O pedido de CPI segue na pauta aguardando as assinaturas.

A confusão na rua

Ao deixarem a Câmara, os manifestantes partiram para um protesto improvisado. Pelas imagens que rodaram as redes sociais, é possível identificar representantes de partidos políticos, pré-candidatos e vereadores de oposição no meio dos populares. Aliás, a maioria dos vídeos que rodam os grupos de WhatsApp foram feitos por políticos ou assessores deles. Com a turma do grito gritando e a turma do IPhone filmando, a Rua Ipiranga, no Centro, não teve condições de receber o trânsito de veículos por pelo menos um hora. 

Não demorou e todos estavam em frente ao paço, na esquina com a Rua XV de Janeiro. E o protesto, que se dizia espontâneo, ao demonstrar que tinha endereço marcado, revelou também ser premeditado.

Caixas de ovos foram trazidas aos manifestantes que começaram a atirá-los, um a um, na janela do segundo andar do paço, onde fica a cozinha que atende ao gabinete do prefeito. Pelos vídeos, dá para ver que pelo menos uma centena de ovos foram arremessados contra a parece amarela do prédio erguido na década de 60 para servir de sede à intendência da cidade.

Quem dos atiradores enraivecidos tivesse olhado um pouco mais à esquerda, ou tivesse andando um quilômetro adiante da Estação Canoas do Trensurb, talvez já encontrasse gente a quem aqueles ovos serviriam a uma refeição.

O protesto e o deboche

Talvez tivesse passado desapercebida a questão do ‘protesto premeditado’, mas ao atirarem ovos no paço, não tem como não pensar que foi de caso pensado. Ovos não brotam do chão. Foram levado ali por alguém que queria vê-los espatifando-se contra a parede da prefeitura.

Mas desperdiçar comida, em momentos de calamidade ou não, está errado. Aos haters de sempre, ou pelo menos os que tiveram a paciência de chegar a esta altura do texto, aviso: reputo um deboche atirar comida fora enquanto uma multidão só come a quentinha que chega porque nem casa mais tem.

O direito da minoria

A CPI é um sagrado direito da minoria, já disse Ulysses Guimarães, o pai da Constituição de 1988. E será em Canoas, se a oposição tiver as 7 assinaturas — com ou sem pressão nas galerias. Vereador algum mudará seu voto porque o colega do partido do lado chamou gente para lotar as cadeiras a vaiar ou aplaudir conforme a demanda da vez.
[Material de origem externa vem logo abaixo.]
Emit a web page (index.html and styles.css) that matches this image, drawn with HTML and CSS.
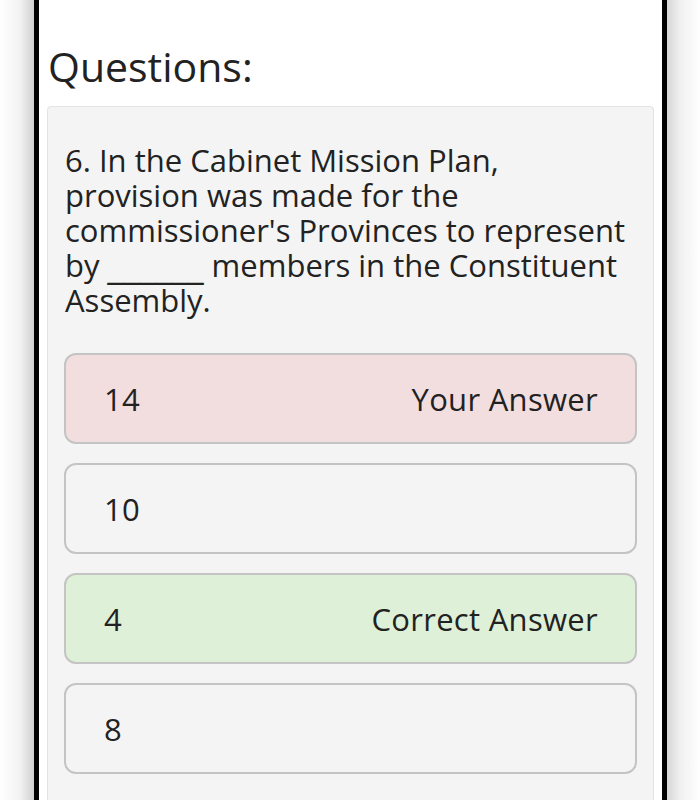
FILE: index.html
```html
<!DOCTYPE html>
<html lang="en">
<head>
<meta charset="utf-8">
<title>Questions</title>
<link rel="stylesheet" href="styles.css">
</head>
<body>
<div class="screen">
  <div class="gutter gutter-left"></div>
  <main class="frame">
    <h1 class="title">Questions:</h1>
    <section class="card">
      <p class="question">6. In the Cabinet Mission Plan, provision was made for the commissioner's Provinces to represent by <span class="blank">______</span> members in the Constituent Assembly.</p>
      <ul class="options">
        <li class="option option-wrong"><span>14</span><span>Your Answer</span></li>
        <li class="option"><span>10</span></li>
        <li class="option option-right"><span>4</span><span>Correct Answer</span></li>
        <li class="option"><span>8</span></li>
      </ul>
    </section>
  </main>
  <div class="gutter gutter-right"></div>
</div>
</body>
</html>
```
FILE: styles.css
```css
html, body {
  margin: 0;
  padding: 0;
  height: 100%;
  overflow: hidden;
  background: #fff;
}
body {
  font-family: "Open Sans", "Noto Sans", sans-serif;
  color: #222;
}
.screen {
  display: flex;
  height: 800px;
  overflow: hidden;
}
.gutter-left {
  width: 34px;
  background: linear-gradient(to right, #ffffff 0%, #f2f2f2 60%, #cfcfcf 100%);
}
.gutter-right {
  flex: 1;
  background: linear-gradient(to right, #d6d6d6 0%, #f0f0f0 40%, #ffffff 100%);
}
.frame {
  border-left: 5px solid #000;
  border-right: 5px solid #000;
  background: #fff;
  padding: 0 8px;
  box-sizing: content-box;
  width: 607px;
  overflow: hidden;
}
.title {
  margin: 42px 0 0 1px;
  font-size: 41px;
  line-height: 48px;
  font-weight: 400;
  color: #222;
}
.card {
  margin-top: 16px;
  background: #f4f4f4;
  border: 1px solid #e3e3e3;
  border-radius: 4px;
  padding: 36px 16px 40px;
  height: 800px;
}
.question {
  margin: 0 0 35px 1px;
  font-size: 31px;
  line-height: 35px;
}
.blank {
  font-family: "DejaVu Sans", sans-serif;
  font-size: 32px;
  line-height: 0;
}
.options {
  list-style: none;
  margin: 0;
  padding: 0;
  display: flex;
  flex-direction: column;
  gap: 19px;
}
.option {
  height: 91px;
  box-sizing: border-box;
  border: 2px solid #c4c4c4;
  border-radius: 12px;
  padding: 0 37px 0 38px;
  display: flex;
  align-items: center;
  justify-content: space-between;
  font-size: 31px;
  letter-spacing: 0.3px;
  background: #f4f4f4;
}
.option-wrong {
  background: #f2dede;
}
.option-right {
  background: #dff0d8;
}
```
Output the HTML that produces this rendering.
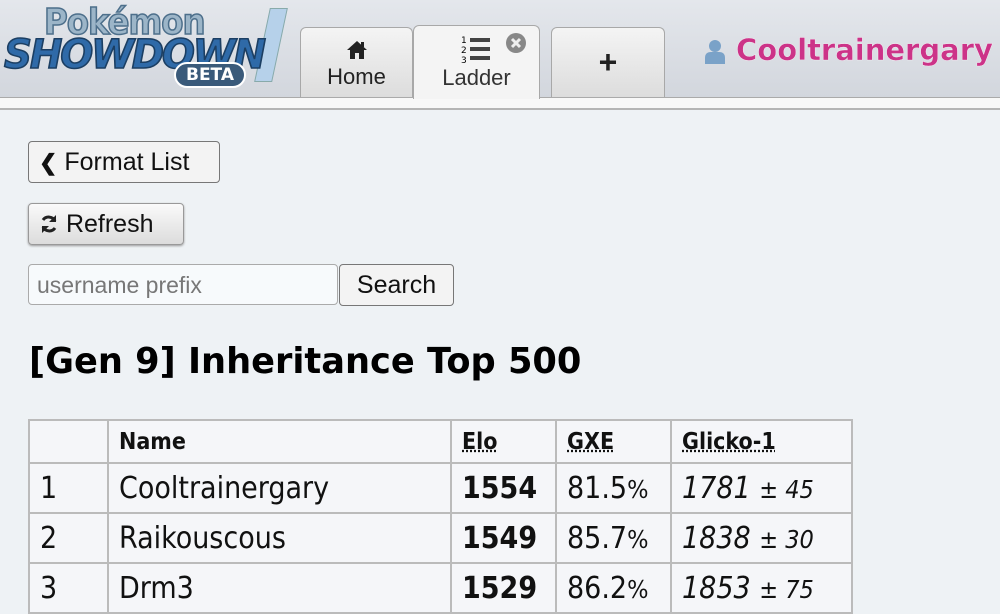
<!DOCTYPE html>
<html><head><meta charset="utf-8"><style>
*{box-sizing:border-box}
body{margin:0;width:1000px;height:608px;overflow:hidden;background:#eef2f5;font-family:"Liberation Sans",sans-serif;position:relative}
.hdr{position:absolute;left:0;top:0;width:1000px;height:98px;background:linear-gradient(#e4e7ec,#d2d6dd);}
.bar{position:absolute;left:0;top:97px;width:1000px;height:13px;background:#f8f8f8;border-top:1px solid #aaa;border-bottom:2px solid #b5b5b5}
.tab{position:absolute;top:27px;height:71px;border:1px solid #a8a8a8;border-bottom:none;border-radius:6px 6px 0 0;background:linear-gradient(#f4f4f4,#dcdcdc);text-align:center;font-size:22px;color:#222}
.logo1{position:absolute;left:44px;top:2px;font:bold 36px "DejaVu Sans Condensed",sans-serif;color:#9cb5c8;-webkit-text-stroke:1.5px #4d6f8b;letter-spacing:-1px}
.logo2{position:absolute;left:4px;top:32px;font:bold italic 40px "DejaVu Sans Condensed",sans-serif;color:#2f6aa8;-webkit-text-stroke:1.5px #1c3f63;letter-spacing:-2px;transform:scaleX(1.08);transform-origin:left}
.beta{position:absolute;left:174px;top:62px;width:72px;height:26px;border-radius:13px;background:#3a5a7a;border:2px solid #fff;color:#fff;font:bold 17px "DejaVu Sans",sans-serif;text-align:center;line-height:22px}
.bang{position:absolute;left:262px;top:8px;width:18px;height:74px;background:#b6d1ea;transform:skewX(-12deg);border:1px solid #8aa}
.btn{position:absolute;border:1px solid #777;border-radius:4px;background:#f3f3f3;font-size:25px;color:#111;padding:0 10px}
table{position:absolute;left:28px;top:419px;border-collapse:collapse;font-family:"DejaVu Sans Condensed",sans-serif;font-size:30px;color:#111;background:rgba(246,247,249,.85)}
td,th{border:2px solid #bbb;padding:0 10px;text-align:left;height:50px;white-space:nowrap}
th{height:43px;font-size:23px}
th u{text-decoration:underline dotted}
</style></head><body>
<div class="hdr"></div>
<div class="bang"></div>
<div class="logo1">Pokémon</div>
<div class="logo2">SHOWDOWN</div>
<div class="beta">BETA</div>
<div class="tab" style="left:300px;width:113px">
<svg width="22" height="20" viewBox="0 0 22 20" style="margin-top:12px"><path d="M11 1L1 10h3v9h5v-6h4v6h5v-9h3z" fill="#222"/><rect x="15" y="2" width="3" height="5" fill="#222"/></svg>
<div style="margin-top:-2px">Home</div></div>
<div class="tab" style="left:413px;width:127px;top:25px;height:74px;background:#f4f4f4;z-index:2;color:#333">
<svg width="32" height="30" viewBox="0 0 32 30" style="margin-top:8px"><text x="0" y="9" font-size="9" font-family="DejaVu Sans">1</text><text x="0" y="19" font-size="9" font-family="DejaVu Sans">2</text><text x="0" y="29" font-size="9" font-family="DejaVu Sans">3</text><rect x="9" y="4" width="20" height="4" fill="#444"/><rect x="9" y="13" width="20" height="4" fill="#444"/><rect x="9" y="22" width="20" height="4" fill="#444"/></svg>
<div style="margin-top:-5px">Ladder</div>
<svg width="22" height="22" style="position:absolute;left:91px;top:6px" viewBox="0 0 22 22"><circle cx="11" cy="11" r="10" fill="#888"/><path d="M7 7l8 8M15 7l-8 8" stroke="#eee" stroke-width="3"/></svg></div>
<div class="tab" style="left:551px;width:114px;font-size:32px;font-weight:bold;line-height:68px">+</div>
<svg width="22" height="26" viewBox="0 0 22 26" style="position:absolute;left:704px;top:39px"><circle cx="11" cy="7" r="6" fill="#7aa2c8"/><path d="M1 25v-6q0-6 6-6h8q6 0 6 6v6z" fill="#7aa2c8"/></svg>
<div style="position:absolute;left:736px;top:33px;font:bold 29px 'DejaVu Sans',sans-serif;color:#cc3388;-webkit-text-stroke:0.3px #fff">Cooltrainergary</div>
<div class="bar"></div>
<div class="btn" style="left:28px;top:141px;height:42px;line-height:40px;width:192px;white-space:nowrap"><b style="font-size:22px">❮</b> Format List</div>
<div class="btn" style="left:28px;top:203px;height:42px;line-height:40px;width:156px;background:linear-gradient(#fafafa,#dcdcdc);border-color:#999;box-shadow:0 1px 2px #999">
<svg width="20" height="20" viewBox="0 0 20 20" style="vertical-align:-2px"><path d="M16 7A7 7 0 0 0 4 6M4 13a7 7 0 0 0 12 1" stroke="#222" stroke-width="3" fill="none"/><path d="M17 1v7h-7zM3 19v-7h7z" fill="#222"/></svg> Refresh</div>
<div style="position:absolute;left:28px;top:264px;width:310px;height:41px;border:1px solid #aaa;border-radius:4px;background:#f7fafc;font-size:23px;color:#777;padding-left:8px;line-height:40px">username prefix</div>
<div class="btn" style="left:339px;top:264px;height:42px;line-height:40px;width:115px;text-align:center;padding:0">Search</div>
<div style="position:absolute;left:29px;top:341px;font:bold 35.2px 'DejaVu Sans',sans-serif;color:#000;white-space:nowrap">[Gen 9] Inheritance Top 500</div>
<table>
<tr><th style="width:79px"></th><th style="width:343px">Name</th><th style="width:105px"><u>Elo</u></th><th style="width:115px"><u>GXE</u></th><th style="width:181px"><u>Glicko-1</u></th></tr>
<tr><td>1</td><td>Cooltrainergary</td><td><b>1554</b></td><td>81.5<small>%</small></td><td><i>1781</i> <small>± <i>45</i></small></td></tr>
<tr><td>2</td><td>Raikouscous</td><td><b>1549</b></td><td>85.7<small>%</small></td><td><i>1838</i> <small>± <i>30</i></small></td></tr>
<tr><td>3</td><td>Drm3</td><td><b>1529</b></td><td>86.2<small>%</small></td><td><i>1853</i> <small>± <i>75</i></small></td></tr>
</table>
</body></html>
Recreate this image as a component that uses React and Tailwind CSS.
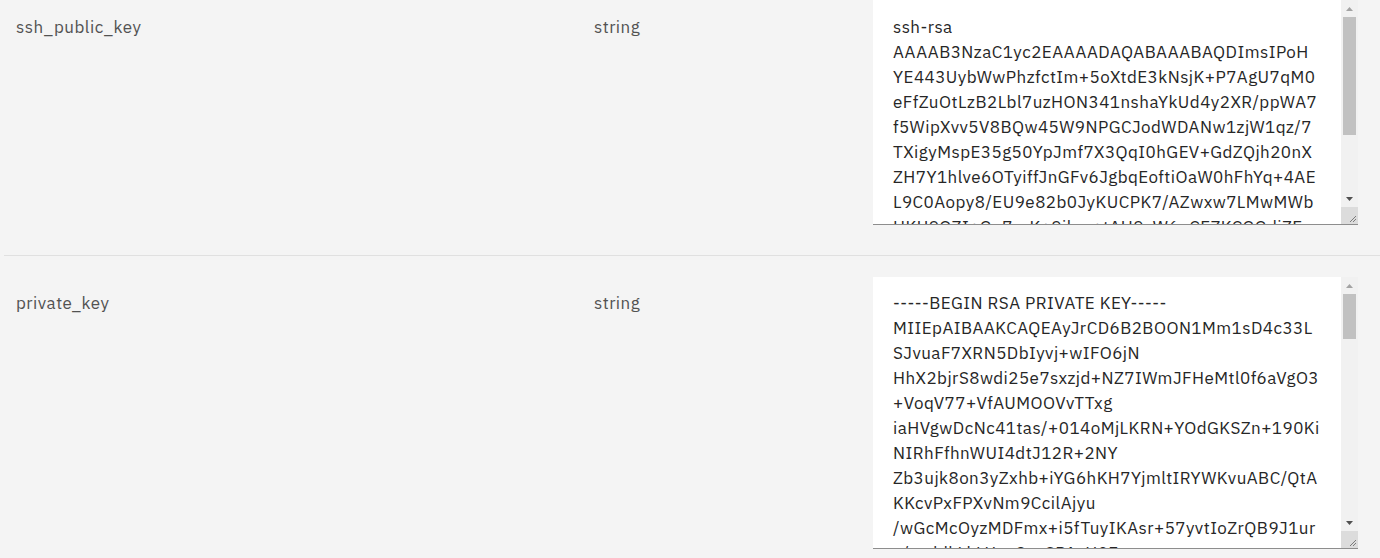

Vimos isso quantas vezes? Votação de contrato com a Corsan, licitação dos ônibus, aumento ou mudará nos direitos dos servidores, reformas administrativas… enfim. O que muda voto é a política e não o grito renitente. A conversa e o argumento pesam mais do que a pressão e a ameaça do ‘vamos lembrar disso em outubro’ porque há um outubro para todos — sejam eles da oposição ou aliados do governo.

Com o disse na primeira frase deste post, acho válido o motivo do protesto — saber o que, de fato, motivou decisões de governo nos momentos de crise. Mas gostaria de ver a Câmara de Canoas, uma cidade que teve 60% de seu território coberto pelas águas, com maturidade suficiente para discutir isso sem ovos sendo jogados contra a parede de quem for. As soluções políticas antigas não serão suficientes para superarmos a crise posta — porque esta é uma crise nova, intensa, dura, prolongada e difícil.

Aos atiradores de ovos, lembro que a democracia avaliza a divergência, nunca a baderna.